妖しく微笑むヴァンパイア



 その視線に気づいた璃斗は、一年生の二人の間をすり抜け由良のもとへと向かう。



「心配かけてごめんね、由良ちゃん」
「あ……いや、私こそ、何もしてあげられなくて……」



 入院中の病院も知ろうとせず、
 生死を彷徨っていたらと思うとお見舞いも怖くて行けなかった。

 何もしてあげられなかったのに、
 どうして彼は感謝の眼差しを向けてくるのだろう。


 後ろめたい気持ちから由良が視線を落とす。
 すると突然、璃斗が自身の首筋にゆっくりと触れた。



「何言ってんの、助けてくれたじゃん」
「……え」
「ちゃんと覚えてるよ。

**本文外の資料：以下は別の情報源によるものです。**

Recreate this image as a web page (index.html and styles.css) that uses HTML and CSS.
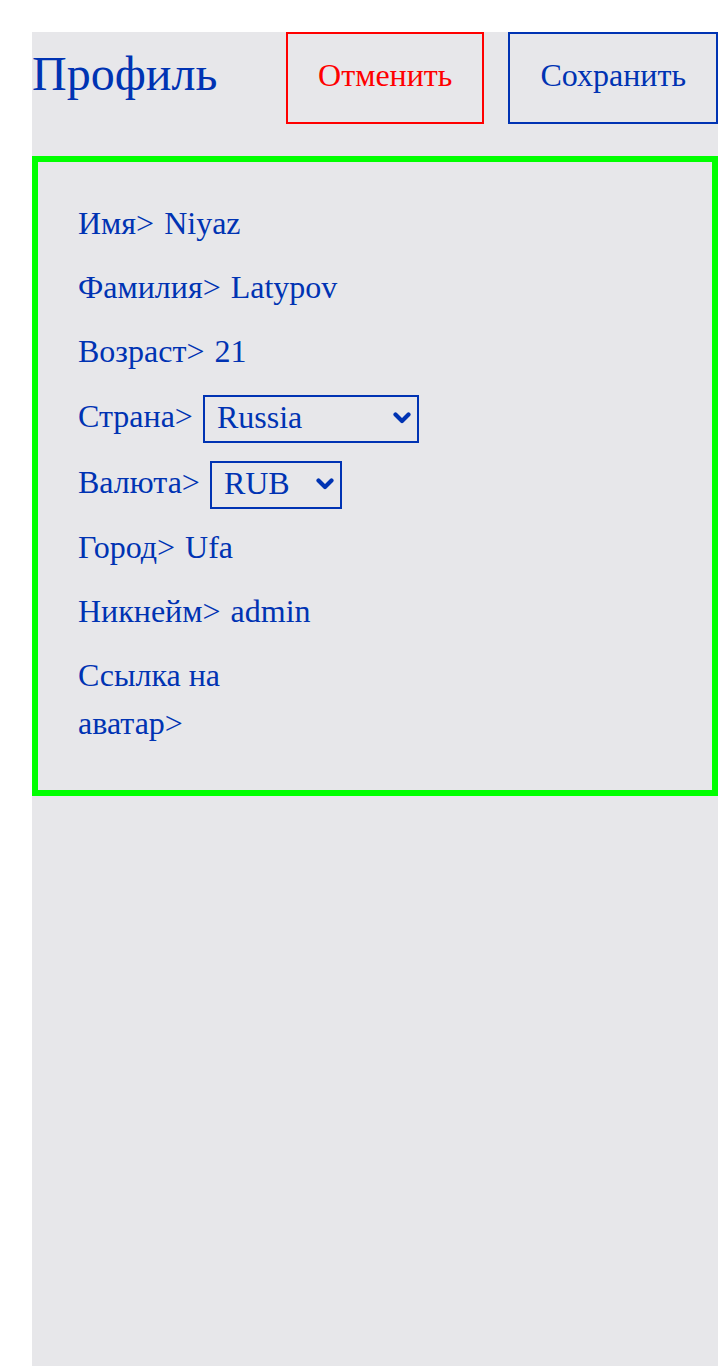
FILE: index.html
```html
<!DOCTYPE html>
<html lang="ru">
<head>
<meta charset="utf-8">
<title>Профиль</title>
<link rel="stylesheet" href="styles.css">
</head>
<body>
<div class="panel">
  <div class="header">
    <h1 class="title">Профиль</h1>
    <div class="actions">
      <button class="btn btn-cancel">Отменить</button>
      <button class="btn btn-save">Сохранить</button>
    </div>
  </div>
  <div class="card">
    <div class="row"><span class="label">Имя&gt;</span><span class="value">Niyaz</span></div>
    <div class="row"><span class="label">Фамилия&gt;</span><span class="value">Latypov</span></div>
    <div class="row"><span class="label">Возраст&gt;</span><span class="value">21</span></div>
    <div class="row row-select"><span class="label">Страна&gt;</span>
      <span class="select-wrap">
        <select class="select select-country"><option>Russia</option><option>USA</option></select>
        <svg class="chevron" width="18" height="12" viewBox="0 0 18 12"><path d="M2.5 2.5 L9 9 L15.5 2.5" fill="none" stroke="#0033b3" stroke-width="4.2" stroke-linecap="round" stroke-linejoin="round"/></svg>
      </span>
    </div>
    <div class="row row-select"><span class="label">Валюта&gt;</span>
      <span class="select-wrap">
        <select class="select select-currency"><option>RUB</option><option>USD</option></select>
        <svg class="chevron" width="18" height="12" viewBox="0 0 18 12"><path d="M2.5 2.5 L9 9 L15.5 2.5" fill="none" stroke="#0033b3" stroke-width="4.2" stroke-linecap="round" stroke-linejoin="round"/></svg>
      </span>
    </div>
    <div class="row"><span class="label">Город&gt;</span><span class="value">Ufa</span></div>
    <div class="row"><span class="label">Никнейм&gt;</span><span class="value">admin</span></div>
    <div class="row row-wrap"><span class="label label-wrap">Ссылка на аватар&gt;</span><span class="value value-empty"></span></div>
  </div>
</div>
</body>
</html>
```

FILE: styles.css
```css
html, body {
  margin: 0;
  padding: 0;
  background: #ffffff;
}
body {
  padding: 32px 0 0 32px;
  font-family: "Liberation Serif", "Times New Roman", serif;
  color: #0033b3;
}
.panel {
  background: #e7e7ea;
  min-height: calc(100vh - 32px);
}
.header {
  display: flex;
  align-items: center;
  height: 92px;
}
.title {
  flex: 1;
  margin: 0 0 8px 0;
  font-size: 48px;
  font-weight: normal;
  line-height: 56px;
  color: #0033b3;
}
.actions {
  display: flex;
  gap: 24px;
}
.btn {
  height: 92px;
  padding: 0 30px 5px 30px;
  background: transparent;
  font-family: "Liberation Serif", "Times New Roman", serif;
  font-size: 32px;
  border: 2px solid;
  border-radius: 0;
}
.btn-cancel {
  color: #ff0000;
  border-color: #ff0000;
}
.btn-save {
  color: #0033b3;
  border-color: #0033b3;
}
.card {
  margin-top: 32px;
  border: 6px solid #00ff00;
  padding: 37px 40px 43px 40px;
  display: flex;
  flex-direction: column;
  gap: 16px;
}
.row {
  display: flex;
  align-items: center;
  font-size: 32px;
  line-height: 48px;
  min-height: 48px;
  white-space: nowrap;
}
.value {
  margin-left: 10px;
}
.row-select {
  align-items: flex-start;
  height: 50px;
  min-height: 0;
}
.row-select .label {
  margin-top: 1px;
}
.row-wrap {
  white-space: normal;
}
.label-wrap {
  width: 150px;
}
.value-empty {
  flex: 1;
}
.select-wrap {
  position: relative;
  display: inline-flex;
  margin-left: 10px;
  margin-top: 4px;
}
.select {
  appearance: none;
  -webkit-appearance: none;
  height: 48px;
  font-family: "Liberation Serif", "Times New Roman", serif;
  font-size: 32px;
  color: #0033b3;
  background: transparent;
  border: 2px solid #0033b3;
  border-radius: 0;
  padding: 0 8px 4px 12px;
  outline: none;
}
.select-country {
  width: 216px;
}
.select-currency {
  width: 132px;
}
.chevron {
  position: absolute;
  right: 8px;
  top: 17px;
  pointer-events: none;
}
```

ここに……」



 “噛みついてくれたよね”



「ッ⁉︎」



 声には出さず唇だけを動かして微笑んだ璃斗。
 その口元には、以前には確認できなかった牙がチラリと見えた。

 見え隠れするヴァンパイアの特徴に、由良の心臓がギュっと縮まる。


 意識がないと思っていたのに、
 止血のため由良が噛みついたあの行為を、璃斗は覚えていた。


 能力がバレた?自分が普通の人間ではなくなったことに気づいた?
 そう思った由良の顔色が、徐々に青白くなっていく。